Mapping: What Exists vs What Is Missing

Exists now

  • durable model storage
  • training metadata
  • inference metadata
  • candidate registration
  • validation status
  • approval status
  • environment deployment mapping
  • environment-based scoring
  • basic security foundation through Key Vault + managed identity

Still missing

  • real automated validation policy engine
  • AML-native pipeline object
  • separate infrastructure per environment
  • formal model registry service
  • production monitoring and alerting
  • policy-as-code for approval controls
  • maker-checker approval enforcement
  • private networking and environment isolation
  • centralized security logging and alerting
  • red-team validation and adversarial testing
  • supply-chain security controls

Do not jump to a heavy enterprise platform yet.

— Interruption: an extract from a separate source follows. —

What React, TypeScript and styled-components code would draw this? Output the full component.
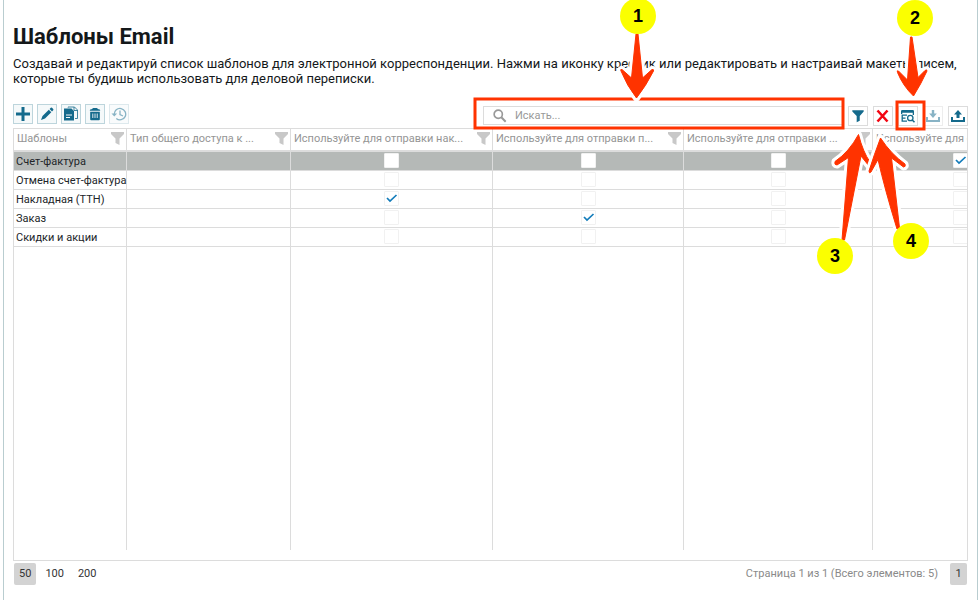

The next sensible steps are:

  1. Run one full staged AML batch with the new promotion model.
  2. Register the resulting training run as a candidate.
  3. Validate and promote it to test.
  4. Run score in test.
  5. Approve and promote to prod.
  6. Make production scoring use --deployment-environment prod.

After that, add:

  • AML pipeline-job orchestration
  • validation job automation
  • environment-specific configuration overlays
  • stronger audit/security controls
  • threat modeling workshop
  • red-team backlog execution
  • private network migration
  • least-privilege role split for promotion operations

Why this is the right level of architecture now

This design gives you:

  • versioned trained models
  • explicit promotion states
  • explicit deployment targets
  • low Azure cost
  • clear operator workflow

without forcing:

  • multiple workspaces
  • multiple databases
  • a full external registry service
  • a large MLOps platform upfront

This is the correct minimum viable production pattern for the current project stage.